Speaking of unavoidable animation studios, let’s note that Disney doesn’t talk about Bruno because he’s a gay kid in Florida. Why, why cannot voters let go of their fealty to Disney animation? Encanto is yet another off their production line with a theme no one can make sound resonant beyond the now clearly disingenuous theme behind every single other Disney movie (don’t be afraid to be your true self! Right.). Is animation only worthy of an award when it’s written by rich Hollywood parents who can shield their children from red state legislatures? And no, throwing Megan Thee Stallion into your TikTok Bruno pablum doesn’t help. A trophy for Flee would have helped.

There were two other musical performances that didn’t involve dancers kicking a camera around the stage, but were just as nauseating. Reba McIntyre tried valiantly to get her notes around one of the ugliest Diane Warren nominees ever, and that’s saying a lot. Then there was the song from Encanto that wasn’t Bruno, and thus was forgettable, presented in a faux jungle clearing with a dancing couple pulled from a Cinco de Mayo celebration at Union Station.

Billie Eilish and Finneas delivered the only Oscar-worthy performance, of the only decent song nominated. And they won, so that was a tiny blip of light in the dullness.

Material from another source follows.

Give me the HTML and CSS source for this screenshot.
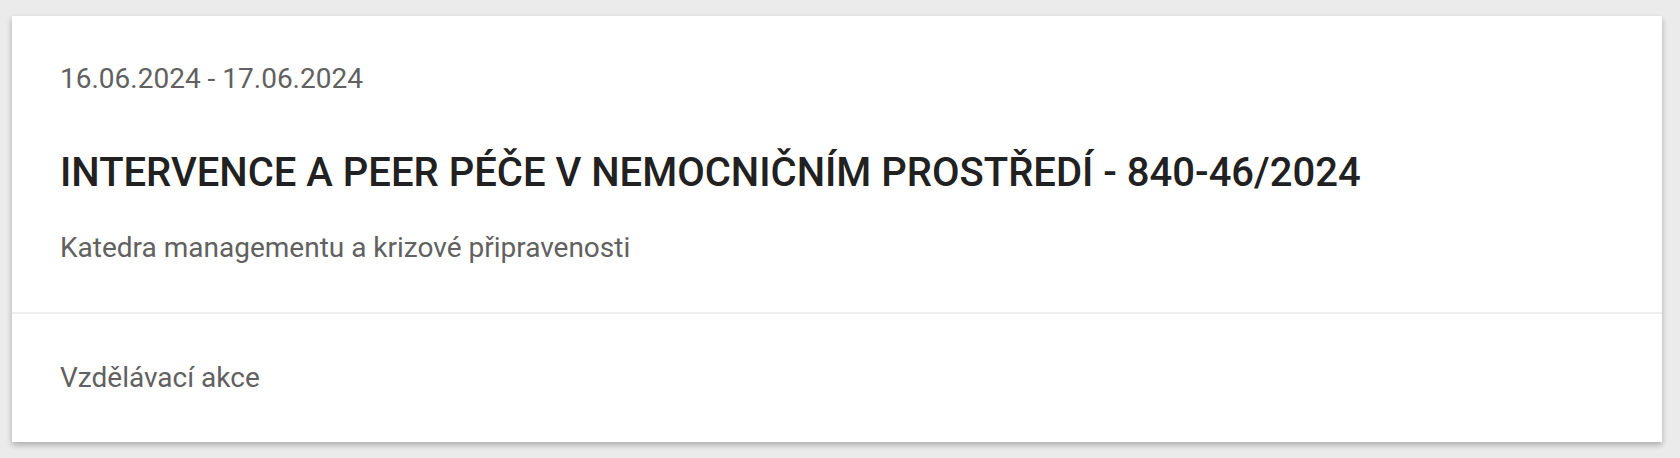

Another blip came in the second half when the Pepsi-logo stage design was changed out and props repositioned so it didn’t appear as a big white Oscar was looming over the shoulder of all the POC presenters.

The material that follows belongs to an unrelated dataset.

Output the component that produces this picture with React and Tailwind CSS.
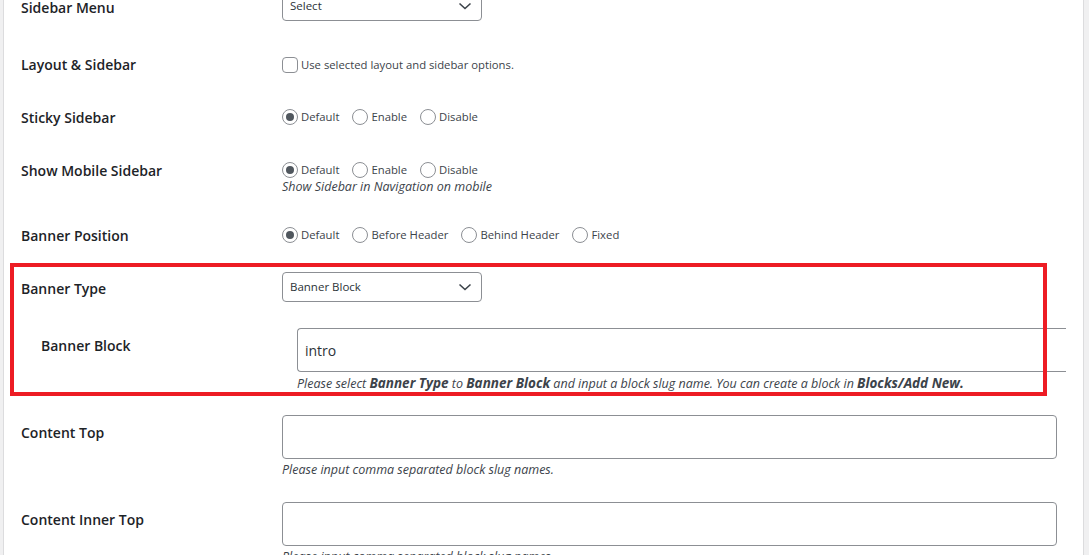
import React from 'react';

const font = { fontFamily: '"Open Sans", "Noto Sans", sans-serif' };

function Radio({ checked, label }) {
  return (
    <label className="flex items-center gap-[3px] mr-[13px]">
      <span className="w-4 h-4 rounded-full border border-[#8c8f94] bg-white flex items-center justify-center">
        {checked && <span className="w-2 h-2 rounded-full bg-[#50575e]" />}
      </span>
      <span className="text-[11.3px] leading-4 text-[#3c434a]">{label}</span>
    </label>
  );
}

function Select({ value }) {
  return (
    <div className="w-[200px] h-[30px] border border-[#8c8f94] rounded-[4px] bg-white flex items-center justify-between pl-[7px] pr-[9px]">
      <span className="text-[11.5px] text-[#2c3338]">{value}</span>
      <svg width="14" height="8" viewBox="0 0 14 8" fill="none">
        <path d="M1.5 1.5 L7 6.5 L12.5 1.5" stroke="#3c434a" strokeWidth="1.6" />
      </svg>
    </div>
  );
}

function Label({ children, className = '' }) {
  return (
    <div className={`w-[261px] shrink-0 text-[14px] leading-4 font-semibold text-[#1d2327] ${className}`}>
      {children}
    </div>
  );
}

function Desc({ children, className = '' }) {
  return <p className={`text-[12.5px] leading-4 italic text-[#3c434a] ${className}`}>{children}</p>;
}

export default function App() {
  return (
    <div className="w-[1089px] h-[555px] overflow-hidden bg-[#f0f0f1] relative" style={font}>
      <div className="ml-[3px] w-[1081px] h-full bg-white border-l border-r border-[#dcdcde] pl-[17px] overflow-hidden">
        {/* Sidebar Menu */}
        <div className="flex items-start h-[40px]">
          <Label>Sidebar Menu</Label>
          <div className="-mt-[9px]">
            <Select value="Select" />
          </div>
        </div>

        {/* Layout & Sidebar */}
        <div className="flex items-start h-[52px]">
          <Label className="pt-[17px]">Layout &amp; Sidebar</Label>
          <label className="mt-[17px] flex items-center gap-[3px]">
            <span className="w-4 h-4 rounded-[4px] border border-[#8c8f94] bg-white" />
            <span className="text-[11.3px] leading-4 text-[#3c434a]">Use selected layout and sidebar options.</span>
          </label>
        </div>

        {/* Sticky Sidebar */}
        <div className="flex items-start h-[53px]">
          <Label className="pt-[18px]">Sticky Sidebar</Label>
          <div className="mt-[17px] flex">
            <Radio checked label="Default" />
            <Radio label="Enable" />
            <Radio label="Disable" />
          </div>
        </div>

        {/* Show Mobile Sidebar */}
        <div className="flex items-start h-[65px]">
          <Label className="pt-[18px]">Show Mobile Sidebar</Label>
          <div className="mt-[17px]">
            <div className="flex">
              <Radio checked label="Default" />
              <Radio label="Enable" />
              <Radio label="Disable" />
            </div>
            <Desc className="mt-[1px]">Show Sidebar in Navigation on mobile</Desc>
          </div>
        </div>

        {/* Banner Position */}
        <div className="flex items-start h-[53px]">
          <Label className="pt-[18px]">Banner Position</Label>
          <div className="mt-[17px] flex">
            <Radio checked label="Default" />
            <Radio label="Before Header" />
            <Radio label="Behind Header" />
            <Radio label="Fixed" />
          </div>
        </div>

        {/* Banner Type */}
        <div className="flex items-start h-[56px]">
          <Label className="pt-[18px]">Banner Type</Label>
          <div className="mt-[9px]">
            <Select value="Banner Block" />
          </div>
        </div>

        {/* Banner Block */}
        <div className="flex items-start h-[87px]">
          <Label className="pt-[19px] pl-[20px]">Banner Block</Label>
          <div className="mt-[9px] ml-[15px] w-[769px]">
            <div className="h-[44px] border border-r-0 border-[#8c8f94] rounded-l-[4px] bg-white flex items-center pl-[7px] text-[14px] text-[#2c3338]">
              intro
            </div>
            <Desc className="mt-[3px] whitespace-nowrap">
              Please select <b className="text-[13.5px]">Banner Type</b> to <b className="text-[13.5px]">Banner Block</b> and input a block slug name. You can create a block in <b className="text-[13.5px]">Blocks/Add New.</b>
            </Desc>
          </div>
        </div>

        {/* Content Top */}
        <div className="flex items-start h-[87px]">
          <Label className="pt-[19px]">Content Top</Label>
          <div className="mt-[9px] w-[775px]">
            <div className="h-[44px] border border-[#8c8f94] rounded-[4px] bg-white" />
            <Desc className="mt-[3px]">Please input comma separated block slug names.</Desc>
          </div>
        </div>

        {/* Content Inner Top */}
        <div className="flex items-start h-[87px]">
          <Label className="pt-[19px]">Content Inner Top</Label>
          <div className="mt-[9px] w-[775px]">
            <div className="h-[44px] border border-[#8c8f94] rounded-[4px] bg-white" />
            <Desc className="mt-[3px]">Please input comma separated block slug names.</Desc>
          </div>
        </div>
      </div>

      {/* red annotation box */}
      <div className="absolute left-[10px] top-[263px] w-[1037px] h-[133px] border-4 border-[#ed1c24] pointer-events-none" />
    </div>
  );
}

As expected, Dune rolled through the craft awards, and all we got out of their six times on stage were what looked like the same two 50-year-old white guys bowing in reverence to some lady named Denice Villeneuve.

And we do care about craft awards! Costume and Make-up especially. Taking most of them out of the broadcast changed nothing. In fact, a lot of times those winners bring some quirkiness and surprise to the proceedings, which last night lacked more than ever.

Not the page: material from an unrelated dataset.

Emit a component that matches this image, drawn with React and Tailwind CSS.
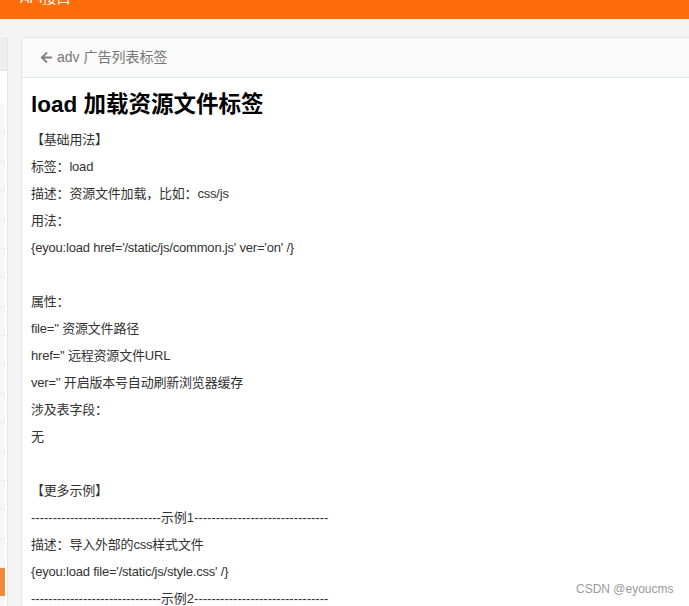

But what about the BIG surprise, you ask? The most shocking moment in 94 years of Oscar history? Doesn’t that make up for the boredom?

No, not when it’s an on-stage assault. If my beloved Oscars were already on life support, Will Smith just smacked the plug right out of the socket. He didn’t just wipe out the joy of watching CODA win, or Jessica Chastain paying tribute to a woman who was never given her due as a gay ally. He wiped out any hope left that this event is worth watching.

The Academy’s misguided stabs at relevance, complicated by TV network executives blind to what relevance actually is, have already done serious damage. You can forgive new producers for clumsy execution of good ideas, but this strategy has left us a show that trots out lifeless GenZ presenters, who aren’t talented enough actors to pretend they want to be there, and jettisons aspects of the Oscars that have always and will always work – like a full orchestra and a silent In Memoriam segment – for contrived hipness. The few seasoned pros who know how to bring life and spontaneity to the proceedings have either left the building, or are getting assaulted on stage.

This week will be for major damage control on the part of the Smiths and the Academy. But let’s admit it – the hole in the soul of the Oscars is just too big to fill. It was a near-extinct species trying to hobble across the speeding freeway of oblivious and insatiable pop-culture consumers, and Will Smith just made it road kill.

It was so fitting, and so sad, that the final visual of this Oscar night was major talent and gay icon Liza Minelli parked in a wheelchair onstage, no one listening to her because they were all on their phones reading about a Jerry Springer brawl.

My gay heart was broken last night. But maybe that’s good. No matter how enlightened the show tries to be, this Academy still clearly has a lot of mold to clear out of its basement.

The fact that we’ve stuck with Oscar until now shows we diehard fans are willing to compromise. I’d happily sit through a hollow Euphoria pretty-boy attempting to read off a teleprompter if they’d stop giving trophies to every Disney animated movie made. Or hold my tongue about a KStew nomination if they’d stop nominating Diane Warren. But last night left little to negotiate over.

Maybe the Academy should take their awards in-house for the next few years, then put on a major spectacle for the 100th Anniversary in 2028, when Duane Johnson is elected President. Maybe things will be sorted out by then. Maybe Jada’s hair will have grown back, and Will can get angry over reviews of Hancock instead. Maybe Nicole Kidman will be the ultimate Oscar host, as her ‘please go back to the theaters’ promo suggests.

Maybe Oscar can resuscitate itself. In the meantime, let’s look forward to the Gaga/Minelli Vegas show.